General characteristics
- Tons burthen: 509, 520, or 600 (bm)
- Propulsion: Sail
- Complement: 35
- Armament: 1799: 20 × 6-pounder guns + 6 swivel guns; 1802: 14 × 12-pounder + 6 × 6-pounder guns;

= Earl Spencer (1799 ship) =

Earl Spencer was built in Brazil. She entered Lloyd's Register in 1799, as foreign built, with later editions specifying "Brazil". She made two seal-hunting voyages to South Georgia between 1799 and 1802, being wrecked there on the second.

Captain William Beacon received a letter of marque for Earl Spencer on 3 August 1799. She was listed on the Protection List in 1799 and 1800; the lists protected the crews of certain vessels, such as whalers, from impressment, at least on the outbound leg of a voyage.

Earl Spencer sailed in 1800, to South Georgia on her first sealing voyage. At the time of her visit she was the largest vessel to have visited to that date. Lloyd's List reported on 2 May 1800, that Earl Spencer was at South Georgia. She was reported to be returning from the South Seas on 22 December 1800, dismasted and leaky. She put into Plymouth, having lost her masts in a heavy gale on the 13th. She was carrying 500 tons of spermaceti oil and seal skins. She finally returned to London on 3 February 1801.

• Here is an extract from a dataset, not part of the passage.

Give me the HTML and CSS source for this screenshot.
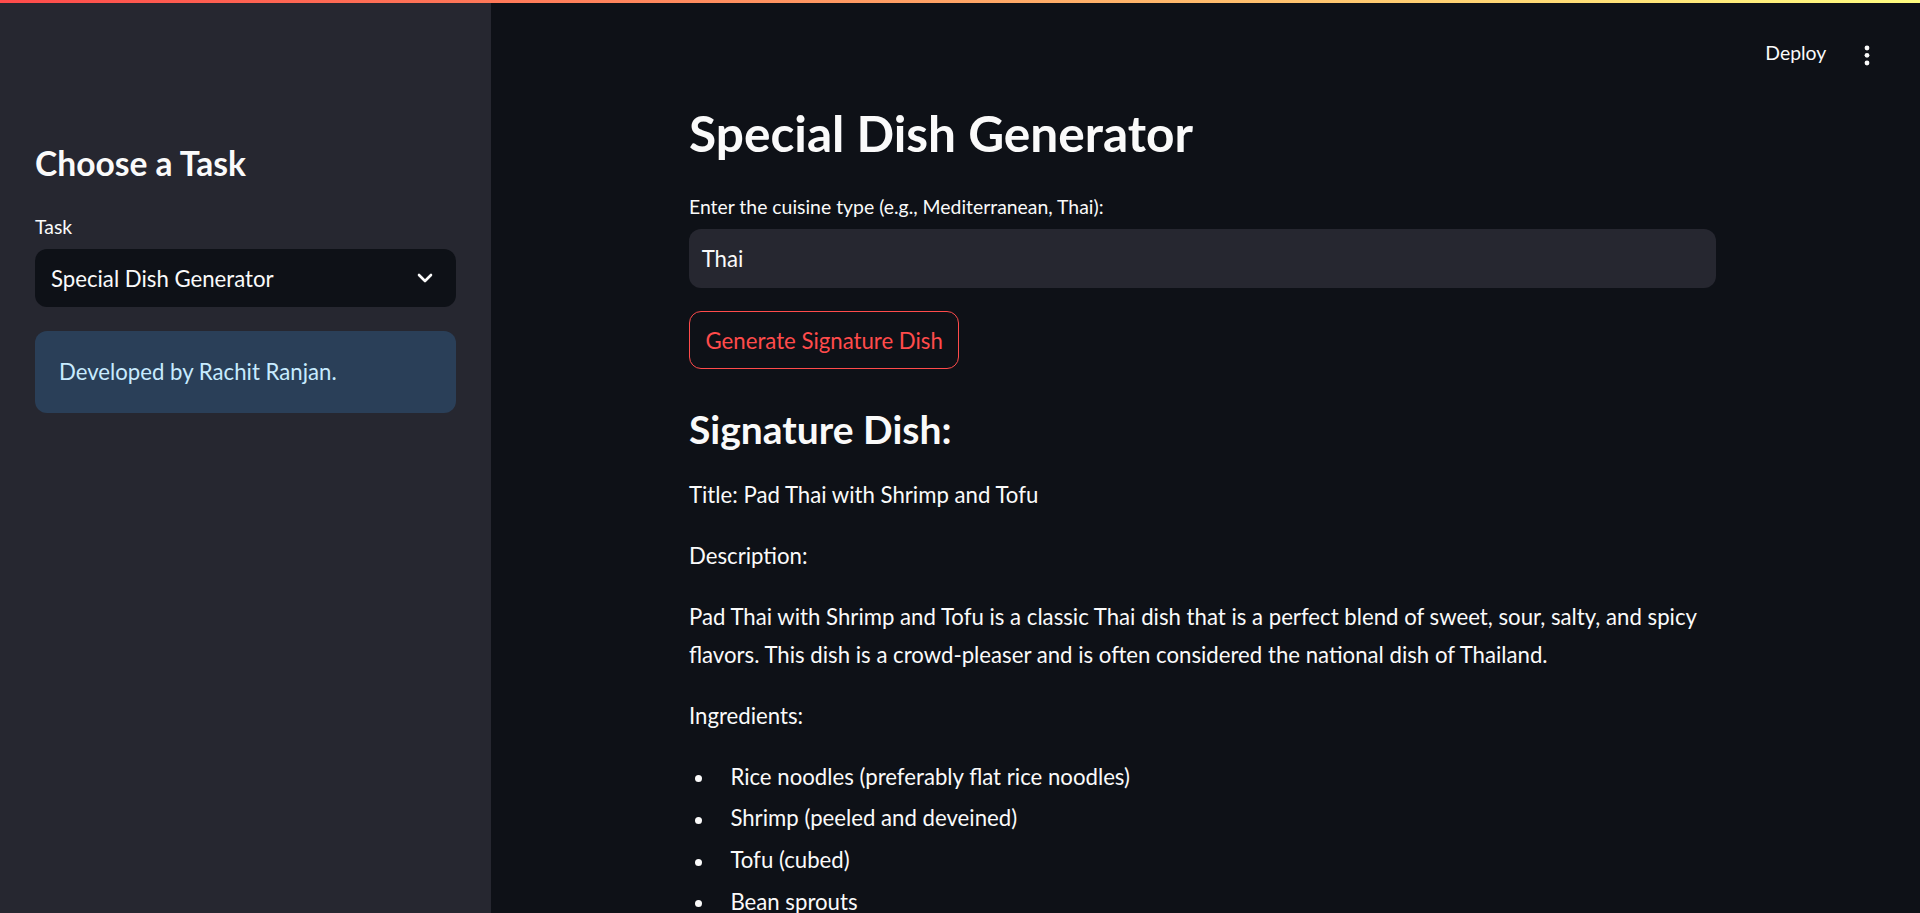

Earl Spencer sailed a second time for South Georgia on 15 May 1801, under the command of Captain William Beacon (or Bacon, or Beyton). She was lost there towards the end of 1801 or early 1802, when she drifted from her anchors and was wrecked. (Note: Lloyd's List (LL) reported the loss on 16 February 1802. Contra some accounts, it did not occur on that day.) However, the crew was saved. She was valued at £8,000.

The Register of Shipping for 1802, gave the name of her master as W. Beaton, and had the notation "LOST" against her name. Earl Spencer was last listed in Lloyd's Register for 1803 (published in 1802).